I had to take a little break. I’m going to continue to push through. Lord if this is what I’m supposed to be doing. Why does it hurt so bad? Why does it make me so sad? Dear God this is suppose to my joy but it’s bringing me pain. I can feel the temperature in my body heating up. I must kick off the covers to avoid the sweat. My head has begun pounding. My breaths are deeper. The tears have slowed down. My nose needs to be blown.
I have to step away….
I had to step away because there was no tissue by my bed. I went to the bathroom to release the fluids from my nose. I glanced in the mirror and my nose is red, my eyes are red, and there’s a wet spot on the collar of my shirt. I took another deep breath. As I walked back to my bed all I could think of was how I had to keep going. From inside my head to my fingers. I must push through. I hear myself breathing because my mouth is open and I’m taking short but quick breaths. I need this. I have to do this. The tears are drying up. I think the hard part has passed. I wipe my eyes. I’m listening to the sound of the keys with the heat coming through the vent as the background noise. I’m looking at the make shift stars of the planet on the television screen. I’ve seen it a million times but this time it’s more than just the backdrop that I see when my computer is running through the tv. I see the brighten stars. I see the details of what could be the dust of the past and the sparkle of the future. None of this is making sense to me right now, but I don’t care. I may be reaching for something to make me feel something deeper than what it is because I can’t explain what I’m going through right now. I can’t explain the success of allowing the words to flow and the pain of beginning again. I’m old enough to be where I’m supposed to be; however, it seems as if that isn’t the case. It’s not like riding a bike. Or maybe it is.
I’m now thinking of the time I was on the bike with my friend and we fell in the road. I scraped my knee and my leg. It hurt but we had to get back on the bike. I remember walking past my dad into the house and straight into the bathroom. I grabbed the peroxide, tissue, and band-aids and patched myself up. I went in my room and changed the shorts I had on into some loose pants. Because I knew if my mom knew that I got hurt. I would get in trouble. I never understood it but I will not be a victim of being chastised for this. When I went back outside and looked at my bike. The blood from either my leg or my friend had dried onto the frame of my bike. I don’t know why I left it there. It probably would have come off it if I had tried to clean it. I knew my mom wouldn’t see it because my bike stayed in the shed out back. I guess I finally know why I left the blood on the bike, it became a constant reminder that I didn’t allow the fall to keep me down.

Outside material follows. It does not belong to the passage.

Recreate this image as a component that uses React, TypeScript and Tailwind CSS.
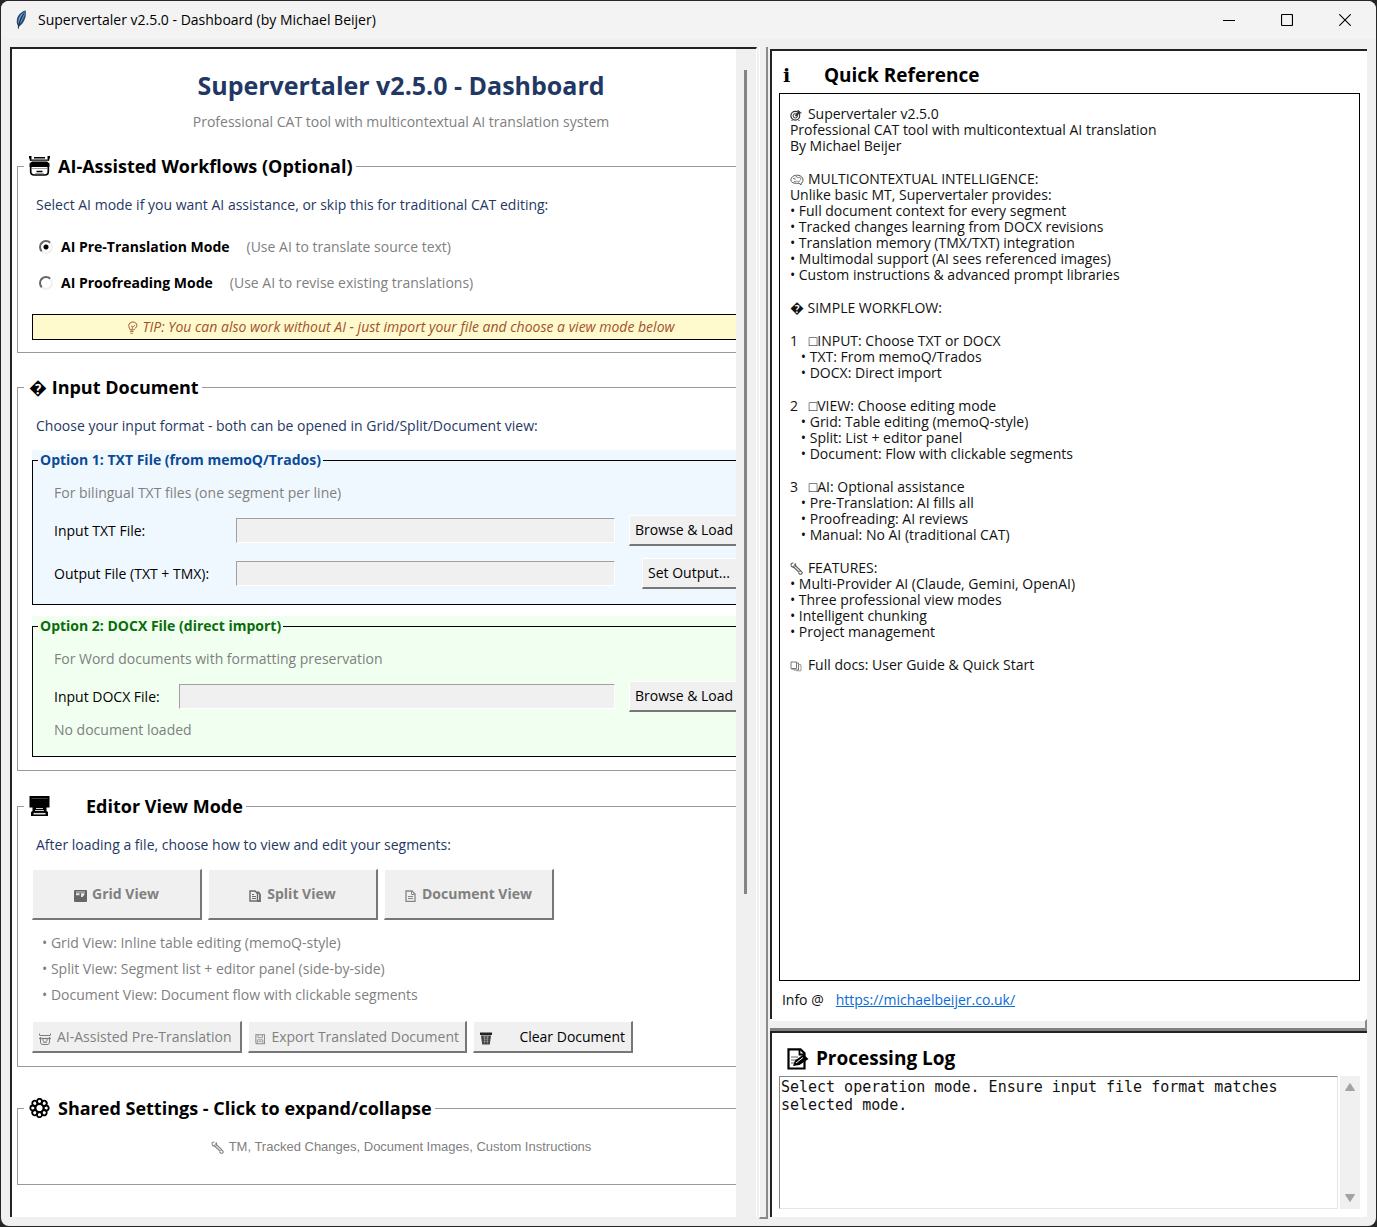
import React, { useState } from 'react';

type IconProps = { className?: string };

function FeatherIcon({ className }: IconProps) {
  return (
    <svg viewBox="0 0 12 20" className={className} aria-hidden="true">
      <path d="M10.6.6C7.5 1 3 4.500 2 9c-.6 2.700-.2 5 .8 6.600L3 19.400l1-3C7 15 9.800 10.500 10.600 6.500c.4-2.200.4-4.400 0-5.900z" fill="#2b4a6b" />
      <path d="M9.800 1.800C7 3 4.200 6 3.400 10c-.3 1.800-.2 3.200.1 4.500C4.500 10 6.500 5.500 9.800 1.800z" fill="#6ba0d8" />
      <path d="M10 2C9 5 7.500 9.500 5 13" stroke="#5b8fc4" strokeWidth="1.200" fill="none" />
      <path d="M9.600 2.500C7 6 4.600 10.500 3.300 18.500" stroke="#14202e" strokeWidth=".7" fill="none" />
    </svg>
  );
}

function RobotIcon({ className }: IconProps) {
  return (
    <svg viewBox="0 0 21 20" className={className} aria-hidden="true" fill="none">
      <rect x="0" y="0" width="2.500" height="2.500" fill="currentColor" />
      <rect x="18.500" y="0" width="2.500" height="2.500" fill="currentColor" />
      <path d="M1.500 2v2.500M19.500 2v2.500M5 1.700h11" stroke="currentColor" strokeWidth="1.600" />
      <path d="M1 4.200h19" stroke="currentColor" strokeWidth="1.300" />
      <path d="M3 5.500h15l2.500 2V11h-20V7.500z" fill="currentColor" />
      <path d="M1.700 10v5.500c0 2.300 1 3.500 3.500 3.500h10.600c2.500 0 3.500-1.200 3.500-3.500V10" stroke="currentColor" strokeWidth="1.700" />
      <path d="M7.500 15.500h6" stroke="currentColor" strokeWidth="1.600" />
      <path d="M3 12.500h15M6 17.500h9" stroke="#888" strokeWidth=".8" />
    </svg>
  );
}

function MonitorIcon({ className }: IconProps) {
  return (
    <svg viewBox="0 0 21 20" className={className} aria-hidden="true">
      <path d="M.5 0h20v11.500h-20z" fill="currentColor" />
      <path d="M2.500 2.500h16" stroke="#555" strokeWidth=".8" />
      <path d="M3.500 11h14v4l1.500 1v4H2v-4l1.500-1z" fill="currentColor" />
      <path d="M7 12.500h7M6 14.500h9" stroke="#ccc" strokeWidth="1" />
      <path d="M4.500 17.700h12" stroke="#ddd" strokeWidth="1.600" />
    </svg>
  );
}

function GearIcon({ className }: IconProps) {
  const lobes = [0, 45, 90, 135, 180, 225, 270, 315];
  return (
    <svg viewBox="0 0 21 20" className={className} aria-hidden="true" fill="none" stroke="currentColor" strokeWidth="1.800">
      {lobes.map((a) => (
        <circle key={a} cx="10.500" cy="3.300" r="2.500" transform={`rotate(${a} 10.500 10)`} />
      ))}
      <circle cx="10.500" cy="10" r="3.800" strokeWidth="1.400" />
    </svg>
  );
}

function MemoIcon({ className }: IconProps) {
  return (
    <svg viewBox="0 0 22 22" className={className} aria-hidden="true" fill="none">
      <path d="M1.500 1.300h12l4 4v15.200h-16z" stroke="#000" strokeWidth="2.200" fill="#fff" />
      <path d="M12.500 1v5.500h5" stroke="#000" strokeWidth="1.800" />
      <path d="M4 9h7M4 12h6M4 15h3" stroke="#999" strokeWidth="1.300" />
      <path d="M6 18l2-5.500 8.500-6L21.500 11l-9 6z" fill="#000" />
      <path d="M9 15l7-5.500" stroke="#fff" strokeWidth="1" />
    </svg>
  );
}

function BulbIcon({ className }: IconProps) {
  return (
    <svg viewBox="0 0 11 13" className={className} aria-hidden="true" fill="none" stroke="currentColor">
      <path d="M3.500 9C2.500 7.500 1.800 6.200 1.800 4.600 1.800 2.400 3.600 1 5.900 1s4 1.500 4 3.500C9.900 6.500 7.500 7.500 6.500 9z" />
      <path d="M4 5l2 1 2-2M5.500 6L5 9M3 10.500h3.500M3.300 12.300h2.500" strokeWidth=".8" />
    </svg>
  );
}

function GridIcon({ className }: IconProps) {
  return (
    <svg viewBox="0 0 13 12" className={className} aria-hidden="true">
      <rect x="0" y="0" width="13" height="12" rx="1" fill="#666" />
      <path d="M2 2h9" stroke="#bbb" strokeWidth="1.200" />
      <path d="M2 3.300h3.500v2H2zM7 3.300h3.500v1.500L8.500 7H7z" fill="#e8e8e8" />
    </svg>
  );
}

function PagesIcon({ className }: IconProps) {
  return (
    <svg viewBox="0 0 12 12" className={className} aria-hidden="true" fill="none" stroke="#6b6b6b">
      <path d="M1 1h5l2.500 2.500V11H1z" strokeWidth="1.400" />
      <path d="M7.500 2.500h2l1.500 2V11H8.500" strokeWidth="1.800" />
      <path d="M3 4.500h2M3 6.500h4M3 8.500h4" />
    </svg>
  );
}

function PageIcon({ className }: IconProps) {
  return (
    <svg viewBox="0 0 11 12" className={className} aria-hidden="true" fill="none" stroke="#868686">
      <path d="M1 1h6l3 3v7.500H1z" strokeWidth="1.300" />
      <path d="M6.500 1v3.500H10M3 6.500h5M3 8.500h5" />
    </svg>
  );
}

function SmallRobotIcon({ className }: IconProps) {
  return (
    <svg viewBox="0 0 12 12" className={className} aria-hidden="true" fill="none" stroke="#7d7d7d">
      <path d="M.5.500v2M11.500.500v2M1 2.500h10" />
      <path d="M1.500 4v5c0 1.800.8 2.500 2.500 2.500h4c1.700 0 2.500-.7 2.500-2.500V4" />
      <path d="M0 5.500h12" strokeWidth="1.200" />
      <path d="M3 7h2M7 7h2M4 9.200h4" strokeWidth="1.200" />
    </svg>
  );
}

function FloppyIcon({ className }: IconProps) {
  return (
    <svg viewBox="0 0 12 12" className={className} aria-hidden="true" fill="none" stroke="#8a8a8a">
      <path d="M1 1h10v10.500H2L1 10.500z" strokeWidth="1.200" />
      <path d="M3.500 1v3.500h5V1M3 11V7h6v4M4.500 9h3" />
    </svg>
  );
}

function BinIcon({ className }: IconProps) {
  return (
    <svg viewBox="0 0 12 13" className={className} aria-hidden="true">
      <path d="M0 .5h12v2.500H0z" fill="#222" />
      <path d="M1 3.500h10L9.800 12.500H2.200z" fill="#444" />
      <path d="M3 5h6M3.500 7.200h5M3.500 9.400h5M4.500 4v7.500M7.500 4v7.500" stroke="#aaa" strokeWidth=".6" />
    </svg>
  );
}

function WrenchIcon({ className }: IconProps) {
  return (
    <svg viewBox="0 0 13 13" className={className} aria-hidden="true" fill="none">
      <path d="M3.500 3.500l6.500 6" stroke="currentColor" strokeWidth="3.400" />
      <path d="M3.500 3.500l6.500 6" stroke="#ddd" strokeWidth="1.400" />
      <path d="M1 3.200C.8 1.500 2 .8 3.500 1M1 3.500c.8 1.700 2 2 3.400 1.500M4.800 1.500c1 .8 1 2 .3 3M8.800 10.800c0 1 1 1.700 2.200 1.400 1.200-.3 1.500-1.500.8-2.400-.6-.7-1.500-1-2.300-.6" stroke="currentColor" strokeWidth="1.100" />
    </svg>
  );
}

function TargetIcon({ className }: IconProps) {
  return (
    <svg viewBox="0 0 12 12" className={className} aria-hidden="true" fill="none" stroke="#333">
      <circle cx="5.300" cy="6.800" r="4.400" strokeWidth="1.200" />
      <circle cx="5.300" cy="6.800" r="2.200" />
      <path d="M5.500 7L10 2.500" strokeWidth="2" />
      <path d="M8 1l.5 2.700 3 .3" strokeWidth="1.200" />
      <path d="M2.500 11l-1 1M8.500 11l1 1" />
    </svg>
  );
}

function BrainIcon({ className }: IconProps) {
  return (
    <svg viewBox="0 0 14 12" className={className} aria-hidden="true" fill="none" stroke="#555">
      <path d="M1 6.500C.6 3.500 3 1.500 6.500 1.200 10 1 13 3 13 6c0 1.800-.8 3-2 3.300V11L9 9.200C6 9.600 1.800 9.500 1 6.500z" />
      <path d="M3 5c1-1.500 2.500-.5 2 .8M5.500 3c1-1 2.500 0 2.300 1.200M8.500 3.500c1.500-.5 2.800.8 2 2M4 7.500c1 .6 2.500.3 2.700-.8M7.500 7.500C8.500 8 10 7.500 10 6.500" strokeWidth=".9" />
    </svg>
  );
}

function BooksIcon({ className }: IconProps) {
  return (
    <svg viewBox="0 0 12 11" className={className} aria-hidden="true" fill="none" stroke="#777">
      <path d="M1 1h5.500v6.500H1zM6.500 2h2v7H4L3 7.500" />
      <path d="M8.500 3.500l2.500.3v6H6.500" stroke="#999" />
      <path d="M1.500 8.500h3" stroke="#aaa" />
    </svg>
  );
}

const raised = 'border-t border-l border-r-2 border-b-2 border-t-white border-l-white border-r-[#777] border-b-[#777] bg-[#f0f0f0]';

function PushButton({ className = '', disabled, children }: { className?: string; disabled?: boolean; children: React.ReactNode }) {
  return (
    <button type="button" disabled={disabled} className={`${raised} flex shrink-0 items-center whitespace-nowrap ${className}`}>
      {children}
    </button>
  );
}

function Group({ title, className = '', children }: { title: React.ReactNode; className?: string; children: React.ReactNode }) {
  return (
    <fieldset className={`min-w-0 border border-[#9a9a9a] ${className}`}>
      <legend className="ml-[6px] pr-[3px] pl-[5px]">
        <span className="flex h-[26px] items-center text-lg font-bold text-black">{title}</span>
      </legend>
      {children}
    </fieldset>
  );
}

function Entry({ id }: { id: string }) {
  return (
    <input
      id={id}
      type="text"
      readOnly
      className="h-[25px] min-w-0 flex-1 border border-t-[#a0a0a0] border-l-[#a0a0a0] border-r-white border-b-white bg-[#f0f0f0] px-1 outline-none"
    />
  );
}

function FileRow({ id, label, labelClass, children }: { id: string; label: string; labelClass: string; children: React.ReactNode }) {
  return (
    <div className="flex h-[31px] items-center text-black">
      <label htmlFor={id} className={`shrink-0 ${labelClass}`}>{label}</label>
      <Entry id={id} />
      <div className="ml-[14px] flex w-[122px] shrink-0 justify-center">{children}</div>
    </div>
  );
}

const modes = [
  { id: 'pre', label: 'AI Pre-Translation Mode', hint: '(Use AI to translate source text)' },
  { id: 'proof', label: 'AI Proofreading Mode', hint: '(Use AI to revise existing translations)' },
];

function Dashboard() {
  const [mode, setMode] = useState('pre');
  return (
    <div className="w-[778px] shrink-0 px-[5px] pt-5 text-[#808080]">
      <header className="text-center">
        <h1 className="text-[25px] leading-8 font-bold text-[#1f3864]">Supervertaler v2.5.0 - Dashboard</h1>
        <p className="mt-[11px] mb-[21px] leading-5">Professional CAT tool with multicontextual AI translation system</p>
      </header>

      <Group title={<><RobotIcon className="mr-2 h-5 w-[21px]" />AI-Assisted Workflows (Optional)</>}>
        <div className="px-[14px] pt-4 pb-3">
          <p className="mb-[14px] px-1 leading-5 text-[#1f3864]">Select AI mode if you want AI assistance, or skip this for traditional CAT editing:</p>
          {modes.map((m) => (
            <div key={m.id} className="flex h-9 items-center pl-[7px]">
              <input
                type="radio"
                name="mode"
                id={m.id}
                checked={mode === m.id}
                onChange={() => setMode(m.id)}
                className="size-[14px] shrink-0 appearance-none rounded-full border-2 border-t-[#666] border-l-[#666] border-r-[#f0f0f0] border-b-[#f0f0f0] bg-white checked:bg-[radial-gradient(circle,#000_2px,#fff_3px)]"
              />
              <label htmlFor={m.id} className="ml-2 font-bold text-black">{m.label}</label>
              <span className="ml-[17px]">{m.hint}</span>
            </div>
          ))}
          <div className="mt-[13px] flex h-[26px] items-center justify-center border border-black bg-[#fffacd] text-[#a0522d]">
            <BulbIcon className="mr-1 h-[13px] w-[11px]" />
            <em>TIP: You can also work without AI - just import your file and choose a view mode below</em>
          </div>
        </div>
      </Group>

      <Group className="mt-[21px]" title="� Input Document">
        <div className="px-[14px] pt-4 pb-[13px]">
          <p className="mb-[14px] px-1 leading-5 text-[#1f3864]">Choose your input format - both can be opened in Grid/Split/Document view:</p>
          <div className="bg-[#f0f8ff]">
            <fieldset className="border border-black">
              <legend className="ml-[5px] bg-[#f0f8ff] px-[2px] leading-5 font-bold text-[#0b4a94]">Option 1: TXT File (from memoQ/Trados)</legend>
              <div className="space-y-3 pt-[13px] pr-[18px] pb-[15px] pl-[21px]">
                <p className="leading-5">For bilingual TXT files (one segment per line)</p>
                <FileRow id="txt-in" label="Input TXT File:" labelClass="w-[182px]">
                  <PushButton className="h-[31px] w-full px-[5px]">Browse &amp; Load</PushButton>
                </FileRow>
                <FileRow id="txt-out" label="Output File (TXT + TMX):" labelClass="w-[182px]">
                  <PushButton className="h-[31px] w-24 px-[5px]">Set Output...</PushButton>
                </FileRow>
              </div>
            </fieldset>
          </div>
          <div className="mt-[11px] bg-[#f0fff0]">
            <fieldset className="border border-black">
              <legend className="ml-[5px] bg-[#f0fff0] px-[2px] leading-5 font-bold text-[#0a6b0a]">Option 2: DOCX File (direct import)</legend>
              <div className="pt-[13px] pr-[18px] pb-4 pl-[21px]">
                <p className="mb-3 leading-5">For Word documents with formatting preservation</p>
                <FileRow id="docx-in" label="Input DOCX File:" labelClass="w-[125px]">
                  <PushButton className="h-[31px] w-full px-[5px]">Browse &amp; Load</PushButton>
                </FileRow>
                <p className="mt-2 leading-5">No document loaded</p>
              </div>
            </fieldset>
          </div>
        </div>
      </Group>

      <Group className="mt-[22px]" title={<><MonitorIcon className="mr-9 h-5 w-[21px]" />Editor View Mode</>}>
        <div className="px-[14px] pt-4 pb-[13px]">
          <p className="mb-[14px] px-1 leading-5 text-[#1f3864]">After loading a file, choose how to view and edit your segments:</p>
          <div className="flex gap-[6px] font-bold">
            <PushButton disabled className="h-[51px] w-[170px] justify-center"><GridIcon className="mt-1 mr-[5px] h-3 w-[13px]" />Grid View</PushButton>
            <PushButton disabled className="h-[51px] w-[170px] justify-center"><PagesIcon className="mt-1 mr-[6px] size-3" />Split View</PushButton>
            <PushButton disabled className="h-[51px] w-[170px] justify-center"><PageIcon className="mt-1 mr-[6px] h-3 w-[11px]" />Document View</PushButton>
          </div>
          <ul className="mt-[10px] mb-[13px] px-[10px] leading-[26px]">
            <li>• Grid View: Inline table editing (memoQ-style)</li>
            <li>• Split View: Segment list + editor panel (side-by-side)</li>
            <li>• Document View: Document flow with clickable segments</li>
          </ul>
          <div className="flex gap-[6px]">
            <PushButton disabled className="h-8 w-[210px] px-[6px]"><SmallRobotIcon className="mt-1 mr-[6px] size-3" />AI-Assisted Pre-Translation</PushButton>
            <PushButton disabled className="h-8 w-[219px] px-[6px]"><FloppyIcon className="mt-1 mr-[6px] size-3" />Export Translated Document</PushButton>
            <PushButton className="h-8 w-40 justify-between px-[6px] text-black"><BinIcon className="mt-1 h-[13px] w-3" />Clear Document</PushButton>
          </div>
        </div>
      </Group>

      <Group className="mt-7" title={<><GearIcon className="mr-2 h-5 w-[21px]" />Shared Settings - Click to expand/collapse</>}>
        <div className="flex items-center justify-center px-[14px] pt-4 pb-[27px] font-['Liberation_Sans',sans-serif] text-[13px] leading-5">
          <WrenchIcon className="mr-[5px] size-[13px]" />
          TM, Tracked Changes, Document Images, Custom Instructions
        </div>
      </Group>
    </div>
  );
}

function Step({ n, title, items }: { n: number; title: string; items: string[] }) {
  const lines = [`${n}   □${title}`, ...items.map((t) => `   • ${t}`)].join('\n');
  return <p className="whitespace-pre-wrap">{lines}</p>;
}

const inlineIcon = 'inline-block align-[-2px]';

const introLines = [
  'Supervertaler v2.5.0',
  'Professional CAT tool with multicontextual AI translation',
  'By Michael Beijer',
].join('\n');

const contextLines = [
  'MULTICONTEXTUAL INTELLIGENCE:',
  'Unlike basic MT, Supervertaler provides:',
  '• Full document context for every segment',
  '• Tracked changes learning from DOCX revisions',
  '• Translation memory (TMX/TXT) integration',
  '• Multimodal support (AI sees referenced images)',
  '• Custom instructions & advanced prompt libraries',
].join('\n');

const featureLines = [
  'FEATURES:',
  '• Multi-Provider AI (Claude, Gemini, OpenAI)',
  '• Three professional view modes',
  '• Intelligent chunking',
  '• Project management',
].join('\n');

function QuickReference() {
  return (
    <section className="flex flex-1 flex-col border-t-2 border-l-2 border-[#222] bg-white px-[7px]">
      <h2 className="flex h-[42px] items-center pt-2 pl-1 text-[19px] font-bold text-black">
        <span className="w-[41px] font-['DejaVu_Serif',serif]">i</span>Quick Reference
      </h2>
      <div className="flex flex-1 flex-col gap-[17px] border border-black px-[10px] py-3 leading-4 text-[#111]">
        <p className="whitespace-pre-line"><TargetIcon className={`mr-[6px] size-3 ${inlineIcon}`} />{introLines}</p>
        <p className="whitespace-pre-line"><BrainIcon className={`mr-1 h-3 w-[14px] ${inlineIcon}`} />{contextLines}</p>
        <p>� SIMPLE WORKFLOW:</p>
        <Step n={1} title="INPUT: Choose TXT or DOCX" items={['TXT: From memoQ/Trados', 'DOCX: Direct import']} />
        <Step n={2} title="VIEW: Choose editing mode" items={['Grid: Table editing (memoQ-style)', 'Split: List + editor panel', 'Document: Flow with clickable segments']} />
        <Step n={3} title="AI: Optional assistance" items={['Pre-Translation: AI fills all', 'Proofreading: AI reviews', 'Manual: No AI (traditional CAT)']} />
        <p className="whitespace-pre-line"><WrenchIcon className={`mr-[5px] size-[13px] text-[#555] ${inlineIcon}`} />{featureLines}</p>
        <p><BooksIcon className={`mr-[6px] h-[11px] w-3 ${inlineIcon}`} />Full docs: User Guide &amp; Quick Start</p>
      </div>
      <p className="flex h-[38px] items-center gap-3 pl-[3px] text-[#111]">
        Info @ <a href="https://michaelbeijer.co.uk/" className="text-[#0a6cd6] underline">https://michaelbeijer.co.uk/</a>
      </p>
    </section>
  );
}

function ProcessingLog() {
  return (
    <section className="border-t-2 border-l-2 border-[#222] bg-white px-[7px] pb-2">
      <h2 className="flex h-[43px] items-center pt-2 pl-2 text-[19px] font-bold text-black">
        <MemoIcon className="mr-[7px] size-[22px]" />Processing Log
      </h2>
      <div className="flex h-[133px] gap-[2px]">
        <textarea
          readOnly
          aria-label="Processing Log"
          value="Select operation mode. Ensure input file format matches selected mode."
          className="min-w-0 flex-1 resize-none overflow-hidden border border-t-[#888] border-l-[#888] border-r-[#e5e5e5] border-b-[#e5e5e5] p-px font-['DejaVu_Sans_Mono',monospace] text-[15px] leading-[18px] text-[#111] outline-none"
        />
        <div className="flex w-5 flex-col items-center justify-between bg-[#f0f0f0] py-[7px] text-[#a3a3a3]">
          <svg viewBox="0 0 10 8" className="h-2 w-[10px]" aria-hidden="true"><path d="M5 .5L9.500 7.500h-9z" fill="currentColor" stroke="currentColor" strokeLinejoin="round" /></svg>
          <svg viewBox="0 0 10 8" className="h-2 w-[10px]" aria-hidden="true"><path d="M5 7.500L9.500.5h-9z" fill="currentColor" stroke="currentColor" strokeLinejoin="round" /></svg>
        </div>
      </div>
    </section>
  );
}

export default function App() {
  return (
    <div className="flex min-h-screen bg-[#262626] p-px font-['Open_Sans',sans-serif] text-sm">
      <div className="flex min-w-0 flex-1 flex-col overflow-hidden rounded-lg bg-[#f0f0f0]">
        <header className="flex h-[38px] items-center bg-[#f3f3f3] pr-[2px] text-black">
          <FeatherIcon className="mr-[11px] ml-[14px] h-5 w-3" />
          <span className="flex-1">Supervertaler v2.5.0 - Dashboard (by Michael Beijer)</span>
          <button type="button" aria-label="Minimize" className="flex h-full w-[58px] items-center justify-center">
            <svg viewBox="0 0 12 12" className="size-3" aria-hidden="true"><path d="M0 6.500h12" stroke="#000" /></svg>
          </button>
          <button type="button" aria-label="Maximize" className="flex h-full w-[58px] items-center justify-center">
            <svg viewBox="0 0 12 12" className="size-3" aria-hidden="true"><rect x=".5" y=".5" width="11" height="11" rx="1" fill="none" stroke="#000" strokeWidth="1.200" /></svg>
          </button>
          <button type="button" aria-label="Close" className="flex h-full w-[58px] items-center justify-center">
            <svg viewBox="0 0 12 12" className="size-3" aria-hidden="true"><path d="M.3.3l11.400 11.400M11.700.3L.3 11.700" stroke="#000" strokeWidth="1.100" /></svg>
          </button>
        </header>

        <div className="flex flex-1 px-[9px] pt-2 pb-[7px]">
          <main className="mb-[2px] flex min-w-0 flex-[745] border-t-2 border-r border-l-2 border-[#222] border-r-white bg-white">
            <div className="flex min-w-0 flex-1 overflow-hidden">
              <Dashboard />
            </div>
            <div className="flex w-5 shrink-0 justify-center bg-[#f0f0f0] pt-[21px]">
              <div className="h-[824px] w-[3px] bg-[#858585]" />
            </div>
          </main>
          <div className="ml-[2px] w-[9px] shrink-0 border-r-2 border-b-2 border-l border-r-[#8a8a8a] border-b-[#8a8a8a] border-l-white" />
          <div className="mt-[2px] mb-[2px] ml-[2px] flex min-w-0 flex-[598] flex-col">
            <QuickReference />
            <div className="h-3 border-t-2 border-r-2 border-b-[3px] border-t-white border-r-[#8a8a8a] border-b-[#808080]" />
            <ProcessingLog />
          </div>
        </div>
      </div>
    </div>
  );
}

Grabbing my keyboard, typing this message, crying, feeling the pain but pushing through. Is just like that moment on the bike. There have been a lot of crappy things that have affected me in a negative way over the past few months or even the past year. The fact that I’m lying on the bed, looking at computer-generated stars, and feeling the glow from the screen as my breath has settled to an even calm. As the sounds of the heat blowing through the vent has stopped. And the only sound I hear is the clicking of the keys, I may forever refer to this sound as my blood on my bike.
Lord I thank you, and although it sucks. I believe in this moment and I pray that the pain from the past will no longer burden me but will in a new way allow me to use it as a tool to follow the path to my purpose.